A edição de medidas provisórias é uma estratégia para enfraquecer o Legislativo e governar sozinho?

Há uma estratégia, mas é preciso entender por que o governo age assim. Não é necessariamente por perversidade, mas porque tem de fazer as coisas acontecerem e, no entanto, padece de uma perene falta de maioria estável no Congresso.

Mas ele tem o apoio de imensa maioria de partidos e mais de 60% dos votos.

Por mais que a base aliada inclua novos partidos - eram três, no primeiro mandato, e agora são 14 - , o fato é que essa maioria não resolve, como se viu na votação da CPMF. Essas maiorias têm de ser providenciadas a cada votação, por causa da cultura de indisciplina partidária que se criou, e pela incapacidade dos partidos de controlarem os filiados. Aliás, a política brasileira vive uma situação curiosa. O Executivo é refém do Congresso, onde precisa sempre ir atrás dos votos e não consegue nunca formar uma maioria estável.

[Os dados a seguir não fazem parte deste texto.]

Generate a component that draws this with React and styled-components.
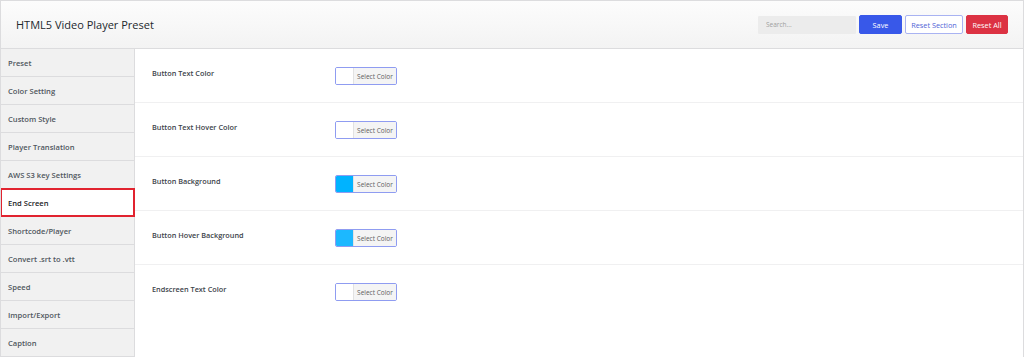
import React from 'react';
import styled, { createGlobalStyle } from 'styled-components';

const GlobalStyle = createGlobalStyle`
  html, body {
    margin: 0;
    padding: 0;
    background: #fff;
  }
  body {
    font-family: 'Open Sans', 'Noto Sans', sans-serif;
    color: #333;
  }
`;

const Frame = styled.div`
  width: 1024px;
  height: 357px;
  box-sizing: border-box;
  border: 1px solid #dcdcde;
  border-bottom: none;
  overflow: hidden;
  display: flex;
  flex-direction: column;
`;

const Header = styled.header`
  height: 47px;
  flex-shrink: 0;
  display: flex;
  align-items: center;
  justify-content: space-between;
  padding: 0 15px 0 15px;
  background: linear-gradient(#fcfcfc, #f3f3f3);
  border-bottom: 1px solid #dcdcde;
`;

const Title = styled.h1`
  margin: 0;
  font-size: 11px;
  font-weight: 400;
  color: #23282d;
`;

const Actions = styled.div`
  display: flex;
  align-items: center;
  gap: 3px;
`;

const Search = styled.input`
  width: 98px;
  height: 18px;
  box-sizing: border-box;
  border: none;
  background: #ececec;
  font-family: inherit;
  font-size: 6.5px;
  padding: 0 8px;
  border-radius: 1px;
  &::placeholder {
    color: #a0a0a0;
  }
`;

const Button = styled.button`
  height: 19px;
  width: ${(p) => p.$w}px;
  box-sizing: border-box;
  padding: 0;
  font-family: inherit;
  font-size: 7.3px;
  border-radius: 2px;
  cursor: pointer;
  background: ${(p) => p.$bg};
  color: ${(p) => p.$color};
  border: 1px solid ${(p) => p.$border};
`;

const Body = styled.div`
  flex: 1;
  display: flex;
  min-height: 0;
`;

const Sidebar = styled.nav`
  width: 133px;
  flex-shrink: 0;
  background: #f1f1f1;
  border-right: 1px solid #dcdcde;
`;

const NavItem = styled.div`
  height: 28px;
  box-sizing: border-box;
  display: flex;
  align-items: center;
  padding-left: 7px;
  font-size: 7.6px;
  font-weight: 600;
  color: #50575e;
  border-bottom: 1px solid #dcdcde;
`;

const ActiveItem = styled(NavItem)`
  position: relative;
  z-index: 1;
  width: 135px;
  height: 29px;
  margin: -1px 0 0 -1px;
  padding-left: 6px;
  color: #1d2327;
  background: #fff;
  border: 2px solid #e1232f;
`;

const Content = styled.main`
  flex: 1;
  background: #fff;
`;

const Row = styled.div`
  height: 54px;
  box-sizing: border-box;
  display: flex;
  align-items: flex-start;
  padding: 18px 0 0 17px;
  border-bottom: 1px solid #f0f0f1;
  &:last-child {
    border-bottom: none;
  }
`;

const Label = styled.div`
  width: 183px;
  font-size: 7.3px;
  font-weight: 600;
  color: #3c434a;
  line-height: 11px;
  margin-top: 1px;
`;

const Picker = styled.div`
  display: flex;
  width: 62px;
  height: 18px;
  box-sizing: border-box;
  border: 1px solid #8f9cf1;
  border-radius: 2px;
  overflow: hidden;
`;

const Swatch = styled.span`
  width: 17px;
  background: ${(p) => p.$color || '#fff'};
`;

const PickerText = styled.span`
  flex: 1;
  display: flex;
  align-items: center;
  justify-content: center;
  background: #f4f4f4;
  border-left: 1px solid #e2e2e2;
  font-size: 6.5px;
  color: #606060;
`;

const navItems = [
  'Preset',
  'Color Setting',
  'Custom Style',
  'Player Translation',
  'AWS S3 key Settings',
  'End Screen',
  'Shortcode/Player',
  'Convert .srt to .vtt',
  'Speed',
  'Import/Export',
  'Caption',
];

const fields = [
  { label: 'Button Text Color' },
  { label: 'Button Text Hover Color' },
  { label: 'Button Background', color: '#00b3ff' },
  { label: 'Button Hover Background', color: '#1cb8ff' },
  { label: 'Endscreen Text Color' },
];

export default function App() {
  return (
    <>
      <GlobalStyle />
      <Frame>
        <Header>
          <Title>HTML5 Video Player Preset</Title>
          <Actions>
            <Search placeholder="Search..." />
            <Button $w={43} $bg="#3858e9" $color="#fff" $border="#3858e9">
              Save
            </Button>
            <Button $w={58} $bg="#fff" $color="#4f63d6" $border="#a9b3f2">
              Reset Section
            </Button>
            <Button $w={42} $bg="#dc3243" $color="#fff" $border="#dc3243">
              Reset All
            </Button>
          </Actions>
        </Header>
        <Body>
          <Sidebar>
            {navItems.map((item) =>
              item === 'End Screen' ? (
                <ActiveItem key={item}>{item}</ActiveItem>
              ) : (
                <NavItem key={item}>{item}</NavItem>
              )
            )}
          </Sidebar>
          <Content>
            {fields.map((f) => (
              <Row key={f.label}>
                <Label>{f.label}</Label>
                <Picker>
                  <Swatch $color={f.color} />
                  <PickerText>Select Color</PickerText>
                </Picker>
              </Row>
            ))}
          </Content>
        </Body>
      </Frame>
    </>
  );
}
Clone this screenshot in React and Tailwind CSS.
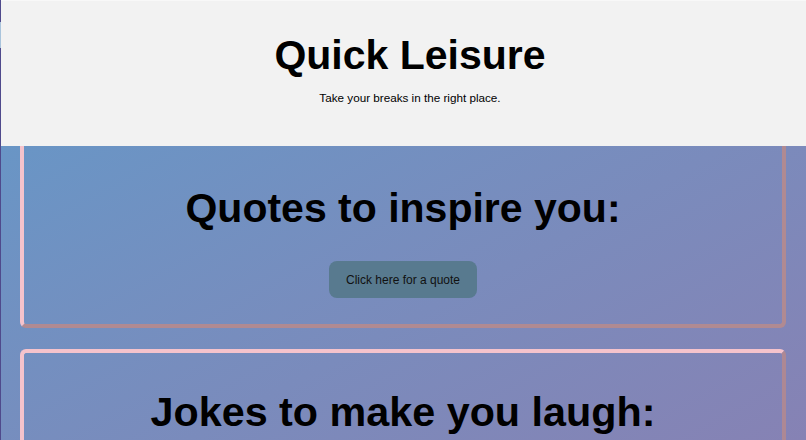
export default function App() {
  return (
    <div
      className="relative h-[440px] w-full overflow-hidden bg-gradient-to-br from-[#6199c9] to-[#8682b4] text-black"
      style={{ fontFamily: '"Liberation Sans", Arial, sans-serif' }}
    >
      <div className="absolute left-0 top-0 h-full w-px bg-[#4f4a8c]" />
      <div className="absolute left-0 top-[22px] h-[26px] w-px bg-[#a9c4dc]" />
      <header className="flex h-[146px] flex-col items-center border-t border-[#f8f8f8] bg-[#f2f2f2] pl-[14px]">
        <h1 className="mt-[31px] text-[41px] font-bold leading-[47px]">Quick Leisure</h1>
        <p className="mt-[11px] text-[11.7px] leading-[16px]">Take your breaks in the right place.</p>
      </header>
      <main className="flex flex-col gap-[21px] px-[20px]">
        <section className="flex flex-col items-center rounded-b-[6px] border-x-4 border-b-4 border-l-[#f5c3cc] border-r-[#b08a92] border-b-[#b08a92] pb-[26px] pt-[38px]">
          <h2 className="text-[41px] font-bold leading-[48px]">Quotes to inspire you:</h2>
          <button className="mt-[29px] h-[37px] w-[148px] rounded-[8px] bg-[#587a8f] text-[12px] text-[#111]">
            Click here for a quote
          </button>
        </section>
        <section className="flex flex-col items-center rounded-[6px] border-4 border-t-[#f5c3cc] border-l-[#f5c3cc] border-r-[#ad8894] border-b-[#ad8894] pb-[30px] pt-[35px]">
          <h2 className="text-[41.3px] font-bold leading-[48px]">Jokes to make you laugh:</h2>
          <div className="h-[80px]" />
        </section>
      </main>
    </div>
  );
}
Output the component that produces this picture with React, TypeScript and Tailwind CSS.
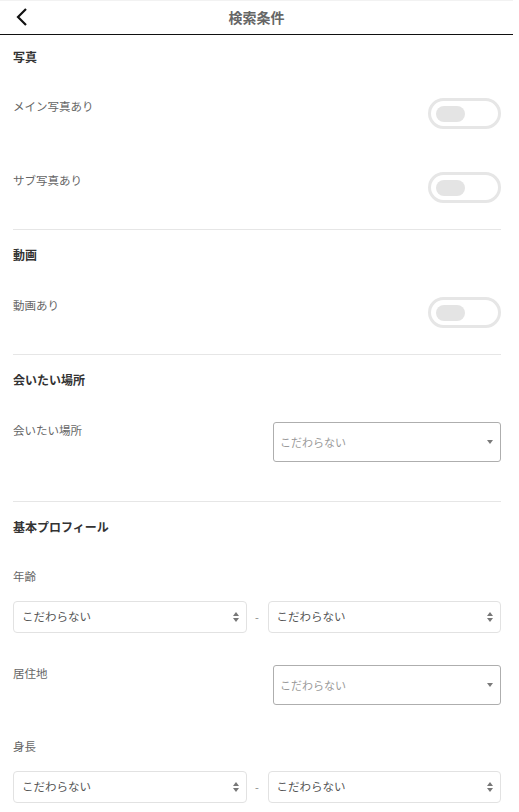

E o Legislativo também é refém do governo, que o controla graças a duas armas fatais: as medidas provisórias e o Orçamento, que, sendo contingenciado, é administrado gota a gota.

Por que as MPs chegaram a ter tanta força?

Isso começou lá atrás, quando as crises econômicas exigiam ação rápida do Executivo e essas medidas de força foram legitimadas pelo interesse nacional. Juridicamente, eram um instrumento de exceção, mas a gravidade da situação as tornou aceitáveis. No cenário atual, o governo alega que o Congresso não decide com a rapidez necessária certas questões, mas isso não é uma regra, como faz crer o presidente Lula. Algumas questões são resolvidas rapidamente. Outras são complexas e demoram anos - não só aqui, mas em outros países. É normal uma reforma tributária ou política demorar dez, vinte anos. O que cabe investigar é o seguinte: quais as questões que exigem, de fato, tanta rapidez para justificar uma MP?

Os presidentes da Câmara e do Senado dizem-se dispostos a recuperar a autonomia das duas Casas, rediscutindo o papel dessas medidas provisórias. É para valer?

Dá para perceber que, à medida que o tempo passa, o Congresso vai ficando mais avesso às MPs. A negociação hoje é constante. Não é à toa que a ministra Dilma Rousseff admitiu, há dias, que o governo vai refrear o ritmo dessas iniciativas. É porque o barulho do outro lado está forte.

Aonde isso pode levar?

Há uma evolução. Nos tempos do governo Collor, as MPs podiam tudo. O governo as reeditava à vontade. O Plano Real, já em 2004, era uma MP que foi sendo reeditada continuamente e só foi aprovada em plenário uns três anos depois. Hoje há novas etapas para se avançar. Primeiro, a meu ver, é preciso restringir os assuntos de que uma MP pode tratar. Por exemplo, impedindo que elas criem novos tributos ou legislem sobre temas financeiros. Depois, redefinir o seu rito, para que não tranquem mais a pauta. Lá na frente, acredito que se poderá derrubar esse recurso, trocando-o pela delegação legislativa.

O que é essa delegação?

Uma figura que já existe na lei. Por ela, o Legislativo dá ao Executivo o poder de legislar sobre determinado tema. Não é mais o governo que decide, a seu critério, fazer o que quer. É o fim da linha para as MPs.

Cada vez que se sugere uma saída para uma crise, interesses mais fortes no Congresso impedem a solução. Não vai acontecer de novo?

Há uma evolução do quadro político. O presidente da Câmara, Arlindo Chinaglia, que é do PT, elegeu-se prometendo enfrentar o problema e lutar pela autonomia da Casa. O do Senado aderiu à causa. Eles detectaram algo forte, que estava aborrecendo todo mundo. Mas a primeira idéia, de acabar com o trancamento de pauta pelas MPs, o Planalto vetou, pois sem isso a medida provisória perde os dentes.

O que mostra que há uma grande chance de não acontecer nada.

O clima político não aponta para isso. Pode-se ir pelas bordas, preparando uma reforma cerceando o exercício discricionário do Executivo. O Congresso tem poder de regulamentar as MPs. O problema é a fragmentação política, que o impede de enfrentar o tema.